-- Start --

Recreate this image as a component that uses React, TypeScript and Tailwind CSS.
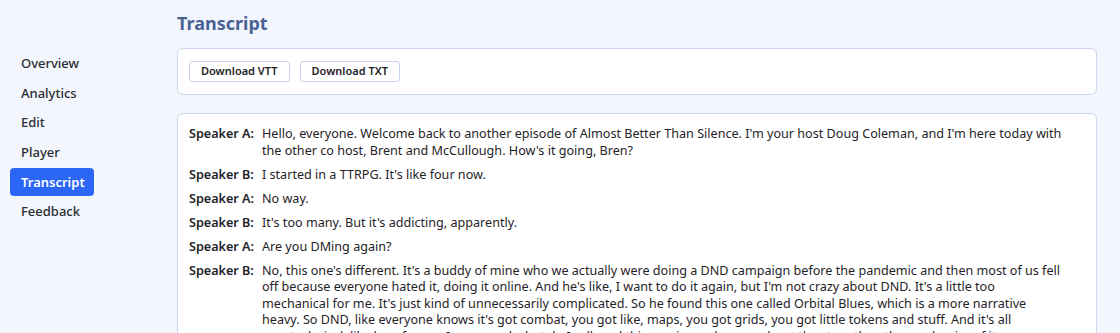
import React from 'react';

const navItems = ['Overview', 'Analytics', 'Edit', 'Player', 'Transcript', 'Feedback'];

const lines: { speaker: string; text: string[] }[] = [
  {
    speaker: 'Speaker A',
    text: [
      "Hello, everyone. Welcome back to another episode of Almost Better Than Silence. I'm your host Doug Coleman, and I'm here today with",
      "the other co host, Brent and McCullough. How's it going, Bren?",
    ],
  },
  { speaker: 'Speaker B', text: ["I started in a TTRPG. It's like four now."] },
  { speaker: 'Speaker A', text: ['No way.'] },
  { speaker: 'Speaker B', text: ["It's too many. But it's addicting, apparently."] },
  { speaker: 'Speaker A', text: ['Are you DMing again?'] },
  {
    speaker: 'Speaker B',
    text: [
      "No, this one's different. It's a buddy of mine who we actually were doing a DND campaign before the pandemic and then most of us fell",
      "off because everyone hated it, doing it online. And he's like, I want to do it again, but I'm not crazy about DND. It's a little too",
      "mechanical for me. It's just kind of unnecessarily complicated. So he found this one called Orbital Blues, which is a more narrative",
      "heavy. So DND, like everyone knows it's got combat, you got like, maps, you got grids, you got little tokens and stuff. And it's all",
      "very technical, like how far can I move and what do I roll, and this one is much more about the story than the mechanics of it.",
    ],
  },
];

const App: React.FC = () => {
  return (
    <div
      className="flex h-[333px] overflow-hidden bg-[#f3f6fc] text-[#1f2328]"
      style={{ fontFamily: '"Noto Sans", Inter, Arial, sans-serif' }}
    >
      {/* Sidebar */}
      <nav className="w-[177px] shrink-0 pl-[10px] pt-[50px]">
        <ul className="flex flex-col gap-[1.6px]">
          {navItems.map(item => (
            <li
              key={item}
              className={
                item === 'Transcript'
                  ? 'flex h-[28px] w-[84px] items-center rounded-[4px] bg-[#2b66f6] px-[11px] text-[13px] font-semibold text-white'
                  : 'flex h-[28px] items-center px-[11px] text-[13px] font-medium text-[#2a2d33]'
              }
            >
              {item}
            </li>
          ))}
        </ul>
      </nav>

      {/* Main */}
      <main className="w-[920px] shrink-0">
        <h1 className="mt-[10px] text-[18px] font-bold leading-[26px] text-[#4a6293]">Transcript</h1>

        <div className="mt-[12px] flex gap-[10px] rounded-[6px] border border-[#cbd8ef] bg-white px-[11px] py-[12px]">
          <button className="h-[21px] rounded-[3px] border border-[#c6d3ec] bg-white px-[11px] text-[11px] font-semibold text-[#1f2328]">
            Download VTT
          </button>
          <button className="h-[21px] rounded-[3px] border border-[#c6d3ec] bg-white px-[11px] text-[11px] font-semibold text-[#1f2328]">
            Download TXT
          </button>
        </div>

        <div className="mt-[18px] rounded-[6px] border border-[#cbd8ef] bg-white px-[11px] pt-[12px] pb-4">
          <div className="flex flex-col gap-[7.5px] text-[12.6px] leading-[16.5px]">
            {lines.map((line, i) => (
              <div key={i} className="flex">
                <span className="w-[73px] shrink-0 font-semibold">{line.speaker}:</span>
                <div className="flex-1">
                  {line.text.map((t, j) => (
                    <div key={j} className="whitespace-nowrap">
                      {t}
                    </div>
                  ))}
                </div>
              </div>
            ))}
          </div>
        </div>
      </main>
    </div>
  );
};

export default App;
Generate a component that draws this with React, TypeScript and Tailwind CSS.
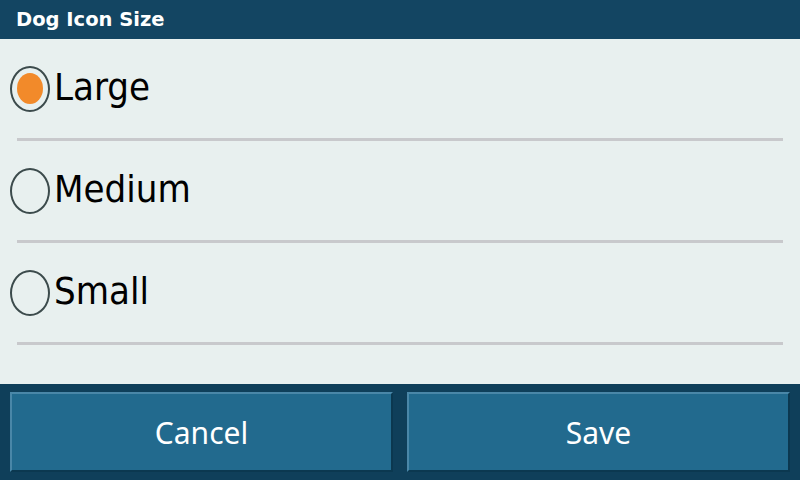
import { useState } from 'react';

const options = ['Large', 'Medium', 'Small'];

export default function App() {
  const [size, setSize] = useState('Large');

  return (
    <div className="w-[800px] h-[480px] flex flex-col bg-[#e8f0ef] font-['DejaVu_Sans',sans-serif] overflow-hidden">
      {/* header */}
      <div className="h-[39px] bg-[#134562] flex items-center px-4">
        <h1 className="text-white font-bold text-[19.5px] leading-none">Dog Icon Size</h1>
      </div>

      {/* options */}
      <div className="flex-1 flex flex-col">
        {options.map((opt) => (
          <div key={opt}>
            <button
              type="button"
              onClick={() => setSize(opt)}
              className="h-[99px] w-full flex items-center pl-[10px] gap-[4px] text-left"
            >
              <span className="w-[40px] h-[46px] rounded-[50%] border-2 border-[#3c4b4c] flex items-center justify-center shrink-0">
                {size === opt && <span className="w-[26px] h-[31px] rounded-[50%] bg-[#f28a2a]" />}
              </span>
              <span className="text-[38px] text-black leading-none font-['DejaVu_Sans_Condensed','DejaVu_Sans',sans-serif] [font-stretch:condensed] -mt-[4px]">
                {opt}
              </span>
            </button>
            <div className="mx-[17px] h-[3px] bg-[#c8c9cc]" />
          </div>
        ))}
      </div>

      {/* footer */}
      <div className="h-[96px] bg-[#0f3f5a] flex gap-[14px] px-[10px] py-[8px]">
        {['Cancel', 'Save'].map((label) => (
          <button
            key={label}
            type="button"
            className="flex-1 bg-[#226a8e] border-2 border-t-[#4a87a8] border-l-[#4a87a8] border-b-[#0b3850] border-r-[#0b3850] text-white text-[30px] font-['Noto_Sans',sans-serif] flex items-center justify-center"
          >
            {label}
          </button>
        ))}
      </div>
    </div>
  );
}
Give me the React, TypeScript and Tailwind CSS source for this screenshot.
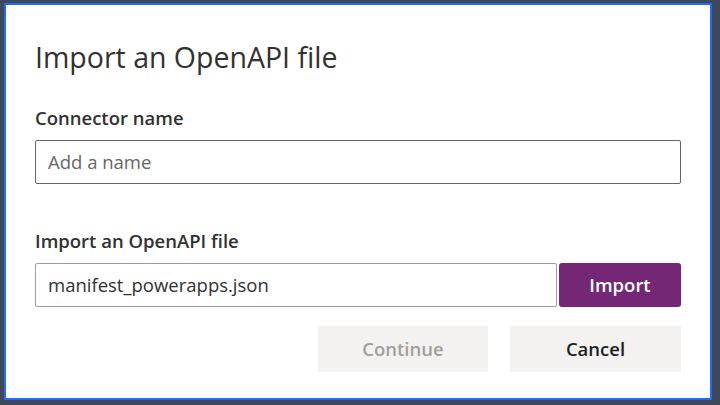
export default function App() {
  const font = { fontFamily: '"Segoe UI", "Open Sans", "Noto Sans", sans-serif' };
  return (
    <div className="w-[720px] h-[405px] bg-[#3f4858] pt-[3px] pl-[4px] pr-[8px] pb-[5px]" style={font}>
      <div className="w-full h-full border-2 border-[#1f6bff] bg-white px-[29px] flex flex-col">
        <div className="mt-[33px] text-[28.5px] leading-[38px] text-[#323130]">Import an OpenAPI file</div>
        <div className="mt-[30px] text-[18.5px] leading-[24px] font-semibold text-[#323130]">Connector name</div>
        <div className="mt-[10px] h-[44px] border border-[#666] rounded-[2px] flex items-center px-[12px] text-[18.5px] text-[#666]">
          Add a name
        </div>
        <div className="mt-[45px] text-[18.5px] leading-[24px] font-semibold text-[#323130]">Import an OpenAPI file</div>
        <div className="mt-[10px] flex gap-[2px]">
          <div className="flex-1 h-[44px] border border-[#a19f9d] rounded-[2px] flex items-center px-[12px] text-[18.5px] text-[#323130]">
            manifest_powerapps.json
          </div>
          <div className="w-[122px] h-[44px] bg-[#742774] rounded-[3px] flex items-center justify-center text-white text-[18.5px] font-semibold">
            Import
          </div>
        </div>
        <div className="mt-[19px] flex justify-end gap-[22px]">
          <div className="w-[170px] h-[46px] bg-[#f3f2f1] flex items-center justify-center text-[18.5px] font-semibold text-[#a19f9d]">
            Continue
          </div>
          <div className="w-[171px] h-[46px] bg-[#f3f2f1] flex items-center justify-center text-[18.5px] font-semibold text-[#201f1e]">
            Cancel
          </div>
        </div>
      </div>
    </div>
  );
}
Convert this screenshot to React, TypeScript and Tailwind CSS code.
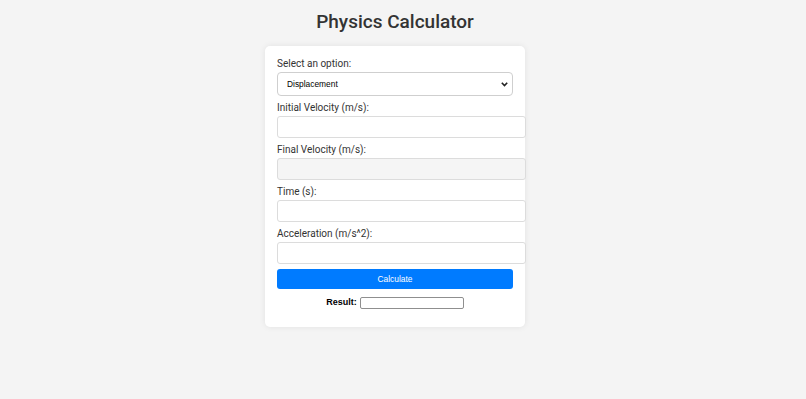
import React from "react";

function Field({ label, disabled }: { label: string; disabled?: boolean }) {
  return (
    <div className="flex flex-col">
      <label className="h-4 text-[10px] leading-4 text-[#333]">{label}</label>
      <input
        type="text"
        disabled={disabled}
        className={`mb-1 h-[22px] w-[249px] rounded-[3px] border border-[#dcdcdc] ${disabled ? "bg-[#f5f5f5]" : "bg-white"}`}
      />
    </div>
  );
}

export default function App() {
  return (
    <div className="min-h-[399px] w-full bg-[#f4f4f4] font-['Roboto',sans-serif]">
      <div className="flex w-[790px] flex-col items-center pt-[10px]">
        <h1 className="mb-3 h-6 text-[19px] font-medium leading-6 text-[#333]">Physics Calculator</h1>
        <div className="w-[260px] rounded-[5px] bg-white px-3 pb-[17px] pt-[10px] shadow-[0_0_6px_rgba(0,0,0,0.08)]">
          <label className="block h-4 text-[10px] leading-4 text-[#333]">Select an option:</label>
          <div className="relative mb-1 h-6 w-[236px]">
            <select className="block h-6 w-full appearance-none rounded-[4px] border border-[#cfcfcf] bg-white pl-[9px] font-['Liberation_Sans',sans-serif] text-[8.4px] text-black">
              <option>Displacement</option>
            </select>
            <svg className="pointer-events-none absolute right-[5px] top-[10px]" width="7" height="5" viewBox="0 0 7 5">
              <path d="M0.8 0.8 L3.5 3.6 L6.2 0.8" stroke="#222" strokeWidth="1.6" fill="none" />
            </svg>
          </div>
          <Field label="Initial Velocity (m/s):" />
          <Field label="Final Velocity (m/s):" disabled />
          <Field label="Time (s):" />
          <Field label="Acceleration (m/s^2):" />
          <button className="mt-[1px] flex h-5 w-[236px] items-center justify-center rounded-[3px] bg-[#007bff] font-['Liberation_Sans',sans-serif] text-[8.4px] text-white">
            Calculate
          </button>
          <div className="mt-[7px] flex items-center justify-center gap-[3px]">
            <span className="font-['Liberation_Sans',sans-serif] text-[9px] font-bold text-black">Result:</span>
            <input type="text" className="h-3 w-[104px] rounded-[2px] border border-[#8f8f8f] bg-white" />
          </div>
        </div>
      </div>
    </div>
  );
}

-- End --

Task to carry out:
Tell how many lines of the records above hold the string "with". Give no other text.

Answer to this task:
2